Joni Mitchell wrote the song: Woodstock, which will be the subject of the next musical portrait.
By the time I finish an artwork that can take a month or more, I have lost much of my earlier interest and am ready to move on. Thankful for a break it can take days to find and select the next piece of music to portray. Then it takes added time to convince myself that the chosen music is worth the effort. How I work is from project to project: I focused until I finish an artwork, and only then do I consider what to do next.
Once I have chosen my next subject, I arrange the music. That was a lot easier before I added sound. Without sound or words, what I did was pick a phrase or a sentence from the music as a start point and follow that to an obvious end point. If the music included words I then had to choose carefully not only the words (Copywrite concerns on my part), but I had to make sure I still had a good start and end point. Now days with added sound, I create arrangements. What that means is I pick short sections from different parts of the music’s notation, change them to connect, and then together I create a pleasant flow of the music I am portraying. This takes days with many revisions. Eventually, I find an arrangement that sounds good to my ear. I then move on to the artwork, using my arrangement as my guide to building the artwork.
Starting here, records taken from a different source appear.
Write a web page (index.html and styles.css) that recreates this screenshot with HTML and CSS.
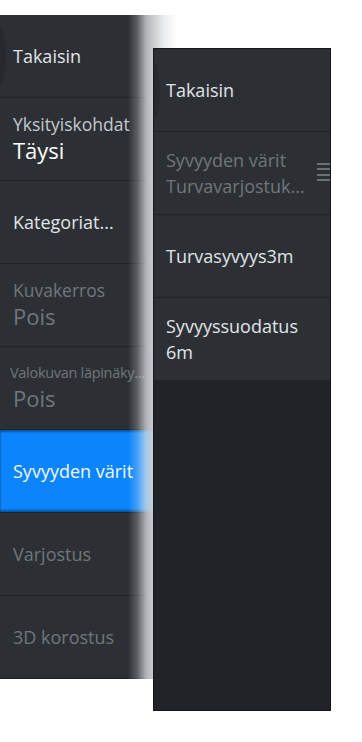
FILE: index.html
```html
<!DOCTYPE html>
<html lang="fi">
<head>
    <meta charset="UTF-8">
    <meta name="viewport" content="width=device-width, initial-scale=1.0">
    <title>Syvyyden värit</title>
    <link rel="stylesheet" href="styles.css">
</head>
<body>
    <div class="stage">
        <!-- Main menu -->
        <div class="menu">
            <div class="row back"><span class="label">Takaisin</span></div>
            <div class="row">
                <span class="label small">Yksityiskohdat</span>
                <span class="value">Täysi</span>
            </div>
            <div class="row"><span class="label">Kategoriat...</span></div>
            <div class="row disabled">
                <span class="label small">Kuvakerros</span>
                <span class="value">Pois</span>
            </div>
            <div class="row disabled">
                <span class="label tiny">Valokuvan läpinäky...</span>
                <span class="value">Pois</span>
            </div>
            <div class="row active"><span class="label">Syvyyden värit</span></div>
            <div class="row disabled"><span class="label">Varjostus</span></div>
            <div class="row disabled"><span class="label">3D korostus</span></div>
        </div>

        <!-- Sub menu for depth colours -->
        <div class="submenu">
            <div class="row back"><span class="label">Takaisin</span></div>
            <div class="row disabled">
                <span class="label">Syvyyden värit</span>
                <span class="label">Turvavarjostuk...</span>
                <svg class="grip" width="14" height="20" viewBox="0 0 14 20">
                    <rect x="0" y="1" width="14" height="2" fill="#6b7075"/>
                    <rect x="0" y="6" width="14" height="2" fill="#6b7075"/>
                    <rect x="0" y="12" width="14" height="2" fill="#6b7075"/>
                    <rect x="0" y="17" width="14" height="2" fill="#6b7075"/>
                </svg>
            </div>
            <div class="row"><span class="label">Turvasyvyys3m</span></div>
            <div class="row">
                <span class="label">Syvyyssuodatus</span>
                <span class="label">6m</span>
            </div>
            <div class="empty"></div>
        </div>
    </div>
</body>
</html>
```

FILE: styles.css
```css
* {
    margin: 0;
    padding: 0;
    box-sizing: border-box;
}

body {
    font-family: 'Open Sans', 'Noto Sans', sans-serif;
    background: #ffffff;
    width: 362px;
    height: 742px;
    overflow: hidden;
}

.stage {
    position: relative;
    padding-top: 15px;
}

.menu {
    position: relative;
    width: 177px;
    background: #2c3035;
    display: flex;
    flex-direction: column;
}

/* fade to white on the right side of the main menu */
.menu::after {
    content: '';
    position: absolute;
    inset: 0;
    background: linear-gradient(to right,
        rgba(255, 255, 255, 0) 128px,
        rgba(255, 255, 255, 0.22) 137px,
        rgba(225, 228, 231, 0.72) 146px,
        rgba(205, 209, 213, 0.95) 152px,
        rgba(235, 236, 237, 1) 164px,
        #ffffff 177px);
    pointer-events: none;
}

.row {
    position: relative;
    height: 83px;
    border-bottom: 1px solid #1f2226;
    display: flex;
    flex-direction: column;
    justify-content: center;
    padding: 0 8px 0 13px;
    overflow: hidden;
}

.label {
    font-size: 18px;
    line-height: 22px;
    color: #e1e4e7;
    white-space: nowrap;
}

.label.small {
    font-size: 17.5px;
    color: #c4c8cc;
    line-height: 22px;
}

.label.tiny {
    font-size: 14.5px;
    letter-spacing: -0.3px;
    margin-left: -3px;
    line-height: 20px;
}

.value {
    font-size: 22px;
    line-height: 30px;
    color: #ffffff;
}

.row.disabled .label,
.row.disabled .value {
    color: #71767b;
}

.row.active {
    background: #0c84fb;
    box-shadow: inset 0 2px 2px rgba(0, 0, 0, 0.35), inset 0 -2px 2px rgba(0, 0, 0, 0.35);
}

.row.active .label {
    color: #f4f8ff;
}

/* back button crescent on the left edge */
.row.back::before {
    content: '';
    position: absolute;
    left: -38px;
    top: -4px;
    width: 44px;
    height: 91px;
    border-radius: 50%;
    background: rgba(16, 18, 21, 0.22);
}

.submenu {
    position: absolute;
    left: 153px;
    top: 48px;
    width: 178px;
    height: 663px;
    background: #202327;
    border: 1px solid #15171a;
    display: flex;
    flex-direction: column;
}

.submenu .row {
    background: #2c3035;
    padding-left: 12px;
}

.submenu .row .label {
    line-height: 26px;
}

.grip {
    position: absolute;
    right: -1px;
    top: 30px;
}

.empty {
    flex: 1;
    background: #202327;
}
```
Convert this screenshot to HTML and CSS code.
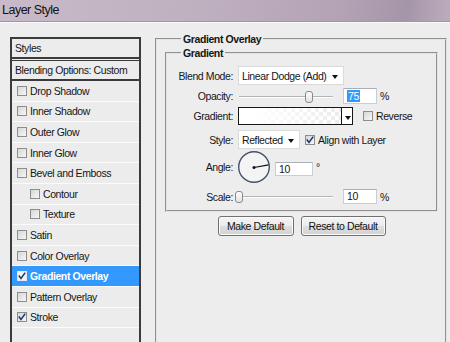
FILE: index.html
```html
<!DOCTYPE html>
<html lang="en">
<head>
  <meta charset="UTF-8" />
  <title>Layer Style</title>
  <meta name="viewport" content="width=device-width, initial-scale=1.0">
  <link rel="stylesheet" href="styles.css">
</head>
<body>
  <div class="titlebar">Layer Style</div>

  <div class="dialog">
    <ul class="styles-list">
      <li class="head">Styles</li>
      <li class="head blend">Blending Options: Custom</li>
      <li><span class="cb"></span>Drop Shadow</li>
      <li><span class="cb"></span>Inner Shadow</li>
      <li><span class="cb"></span>Outer Glow</li>
      <li><span class="cb"></span>Inner Glow</li>
      <li><span class="cb"></span>Bevel and Emboss</li>
      <li class="sub"><span class="cb"></span>Contour</li>
      <li class="sub"><span class="cb"></span>Texture</li>
      <li><span class="cb"></span>Satin</li>
      <li><span class="cb"></span>Color Overlay</li>
      <li class="active"><span class="cb checked"><svg viewBox="0 0 10 10"><path d="M1.8 4.6 L4 7.4 L8.2 1.6" /></svg></span>Gradient Overlay</li>
      <li><span class="cb"></span>Pattern Overlay</li>
      <li><span class="cb checked"><svg viewBox="0 0 10 10"><path d="M1.8 4.6 L4 7.4 L8.2 1.6" /></svg></span>Stroke</li>
      <li class="empty"></li>
    </ul>

    <fieldset class="group outer">
      <legend>Gradient Overlay</legend>

      <fieldset class="group inner">
        <legend>Gradient</legend>
        <div class="rows">
          <div class="row blend-row">
            <span class="label">Blend Mode:</span>
            <div class="select blend-select">Linear Dodge (Add)<span class="arrow"></span></div>
          </div>

          <div class="row opacity-row">
            <span class="label">Opacity:</span>
            <div class="slider"><span class="thumb" style="left: 66px"></span></div>
            <div class="field"><span class="selected">75</span></div>
            <span class="unit">%</span>
          </div>

          <div class="row gradient-row">
            <span class="label">Gradient:</span>
            <div class="gradient-box"></div>
            <div class="gradient-arrow"><span class="arrow"></span></div>
            <span class="cb"></span>
            <span class="check-text">Reverse</span>
          </div>

          <div class="row style-row">
            <span class="label">Style:</span>
            <div class="select style-select">Reflected<span class="arrow"></span></div>
            <span class="cb checked"><svg viewBox="0 0 10 10"><path d="M1.8 4.6 L4 7.4 L8.2 1.6" /></svg></span>
            <span class="check-text">Align with Layer</span>
          </div>

          <div class="row angle-row">
            <span class="label">Angle:</span>
            <svg class="dial" width="34" height="34" viewBox="0 0 34 34">
              <circle cx="17" cy="17" r="15.3" fill="#f4f4f4" stroke="#44516c" stroke-width="1.4" />
              <line x1="17" y1="17.5" x2="31.5" y2="14.8" stroke="#111" stroke-width="1.2" />
              <circle cx="17" cy="17.5" r="1.5" fill="#111" />
            </svg>
            <div class="field angle-field">10</div>
            <span class="unit deg">°</span>
          </div>

          <div class="row scale-row">
            <span class="label">Scale:</span>
            <div class="slider"><span class="thumb" style="left: -4px"></span></div>
            <div class="field">10</div>
            <span class="unit">%</span>
          </div>
        </div>
      </fieldset>

      <div class="buttons">
        <button type="button" class="make">Make Default</button>
        <button type="button" class="reset">Reset to Default</button>
      </div>
    </fieldset>
  </div>
</body>
</html>
```

FILE: styles.css
```css
body {
  margin: 0;
  width: 450px;
  height: 342px;
  overflow: hidden;
  background: #ededed;
  font-family: 'Liberation Sans', Arial, sans-serif;
  font-size: 10.5px;
  letter-spacing: -0.4px;
  color: #161616;
}
.titlebar {
  height: 21px;
  line-height: 20px;
  padding-left: 2px;
  font-size: 12.5px;
  letter-spacing: -0.5px;
  color: #111;
  background: linear-gradient(100deg, #c9bac9 0%, #bfb0c0 45%, #b3a3b5 75%, #a595a8 90%, #bcadbe 100%);
  border-bottom: 1px solid #9c9a9c;
  box-shadow: 0 1px 0 #fafafa;
}
.dialog {
  display: flex;
  gap: 14px;
  padding-left: 10px;
}

/* left list */
.styles-list {
  width: 131px;
  box-sizing: border-box;
  margin: 15px 0 0;
  padding: 0;
  list-style: none;
  border: 2px solid #3b3b3b;
  border-bottom: none;
  background: #ececec;
  flex-shrink: 0;
}
.styles-list li {
  display: flex;
  align-items: center;
  height: 19.6px;
  padding-left: 5px;
  border-bottom: 1px solid #fbfbfb;
  white-space: nowrap;
}
.styles-list li.head {
  height: 18px;
  padding-left: 3px;
  border-bottom: 2px solid #3b3b3b;
}
.styles-list li.blend {
  margin-top: 1px;
  border-top: 1px solid #3b3b3b;
}
.styles-list li.sub {
  padding-left: 18px;
}
.styles-list li.active {
  background: #3399ff;
  color: #fff;
  font-weight: bold;
}
.styles-list li.empty {
  height: 40px;
}
.cb {
  width: 8px;
  height: 8px;
  flex-shrink: 0;
  margin-right: 3px;
  border: 1px solid #8d8d8d;
  background: linear-gradient(135deg, #d6d6d6, #f7f7f7);
  position: relative;
}
.cb svg {
  position: absolute;
  left: -1px;
  top: -1px;
  width: 10px;
  height: 10px;
}
.cb path {
  fill: none;
  stroke: #1f3a78;
  stroke-width: 1.6;
}
.active .cb {
  border-color: #dfe8f3;
  background: #f3f3f3;
}

/* right groups */
.group {
  margin: 0;
  padding: 0;
  min-width: 0;
  border: 2px groove #e4e4e4;
}
.group legend {
  padding: 0 2px;
  font-weight: bold;
  line-height: 12px;
}
.outer {
  width: 292px;
  box-sizing: border-box;
  height: 330px;
  margin-top: 11px;
  padding: 0 7px 0 8px;
}
.outer legend {
  margin-left: 16px;
}
.inner {
  margin-top: 2px;
}
.inner legend {
  margin-left: 14px;
}
.rows {
  padding: 7px 0 6px;
}
.row {
  display: flex;
  align-items: center;
}
.label {
  width: 66px;
  margin-right: 5px;
  text-align: right;
  flex-shrink: 0;
}
.blend-row { height: 19px; }
.opacity-row { height: 16px; margin-top: 3px; }
.gradient-row { height: 18px; margin-top: 3px; }
.style-row { height: 19px; margin-top: 5px; }
.angle-row { height: 32px; margin-top: 2px; }
.scale-row { height: 15px; margin-top: 6px; }

.select {
  position: relative;
  box-sizing: border-box;
  height: 19px;
  line-height: 18px;
  padding-left: 3px;
  background: #fff;
  border: 1px solid #dadada;
}
.blend-select { width: 106px; }
.style-select { width: 62px; margin-right: 5px; }
.arrow {
  position: absolute;
  right: 5px;
  top: 8px;
  border-left: 3.5px solid transparent;
  border-right: 3.5px solid transparent;
  border-top: 4px solid #111;
}

.slider {
  position: relative;
  width: 94px;
  height: 2px;
  margin: 1px 10px 0 1px;
  border-top: 1px solid #b4b4b4;
  border-bottom: 1px solid #fff;
  box-sizing: border-box;
}
.thumb {
  position: absolute;
  top: -6px;
  width: 6px;
  height: 10px;
  border: 1px solid #8a8a8a;
  border-radius: 3px;
  background: linear-gradient(#fdfdfd, #e2e2e2);
}
.field {
  box-sizing: border-box;
  width: 34px;
  height: 15px;
  line-height: 13px;
  padding-left: 3px;
  background: #fff;
  border: 1px solid #c9ced6;
  border-top-color: #aab0b8;
}
.opacity-row .field {
  height: 16px;
  line-height: 14px;
}
.selected {
  background: #3399ff;
  color: #fff;
  padding: 0 1px;
}
.unit {
  margin-left: 3px;
}
.deg {
  align-self: flex-start;
  margin-top: 10px;
}

.gradient-box {
  box-sizing: border-box;
  width: 104px;
  height: 18px;
  border: 1px solid #161616;
  background:
    linear-gradient(to right, #fff 15%, rgba(255,255,255,0.3) 100%),
    repeating-conic-gradient(#e4e4e4 0 25%, #fff 0 50%) 0 0 / 8px 8px;
}
.gradient-arrow {
  position: relative;
  box-sizing: border-box;
  width: 11px;
  height: 18px;
  border: 1px solid #161616;
  border-left: none;
  background: #fff;
  margin-right: 10px;
}
.gradient-arrow .arrow {
  right: 1px;
}
.dial {
  margin-left: -1px;
  margin-right: 4px;
}
.angle-field {
  width: 38px;
  height: 14px;
  margin-top: 4px;
}

.buttons {
  display: flex;
  justify-content: center;
  gap: 7px;
  margin-top: 4px;
}
button {
  height: 20px;
  padding: 0;
  font-family: inherit;
  font-size: 10.5px;
  letter-spacing: -0.4px;
  color: #111;
  border: 1px solid #707070;
  border-radius: 3px;
  background: linear-gradient(#f4f4f4 0%, #ececec 48%, #dedede 52%, #d2d2d2 100%);
  box-shadow: inset 0 0 0 1px #fbfbfb;
}
.make { width: 76px; }
.reset { width: 85px; }
```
That is where I am at with this first blog entry about the Woodstock project. There is no first image of the artwork (The start date of his project is September 26th). Instead, I am offering a late revision of the music that I arranged for this artwork and that I will use as my guide to cut out, sand, prime, and paint what will be the notation parts for this project.
This is my current arrangement of the project Woodstock that comes from the music of Joni Mitchell:
In 1970 while in college in Madison the version of Woodstock I knew was by Crosby, Stills, Nash and Young. This song was on their album Déjà vu, a favorite album of mine. Their music confirmed my taste preference for the melodic style of Rock music
I discovered my rock n’ roll style when the Beatles came to America, as a sophomore in a rural high school farming town. I was a Beatles rock ‘n roll guy: great melodies and lyrics, at moderate volume, without any distortion. I had little to no interest in the groundbreaking hard rock style of Led Zeppelin. Obviously, my musical tastes expanded in college. I grew to like The Who, buying their album Live at Leedes, and Cream buying their two disc album Wheels of Fire. Still, The Beatles’ influenced continued into the eighties as I favored Madonna and the Funky sound of Prince, instead of Van Halen, whose music hits resurface with the passing of Eddie Van Halen.
Why then did I not arrange the version of Woodstock from my past? It was because recently when I listened to Joni Mitchell’s Folk rockin’ version of Woodstock; it caught my interest. I knew it would be a better fit for my current limited arrangement abilities, and it would be an acknowledgement of my early years appreciation for Folk music. Folk music later paralleled my preference for rock ‘n roll and grew from the likes of Peter, Paul and Mary, to Joni Mitchell, who I often mixed up with another favorite of mine, Judy Collins. I believe the album Déjà vu contains several other songs that are artwork worthy of future projects for the Sixties time in my life. This one is a thank you to Joni Mitchell, and her lyrics about my lasting memory of the Woodstock Rock Festival.
Finally, unrelated to the music, I have a comment about this blog site. Starting early in its existence, I made up a goal to post the same number of letters Vincent Van Gogh wrote to his brother, Theo Van Gogh. That total is a challenging 658. After ten years of blogging, this post will bring me to 637. I am only twenty-one away.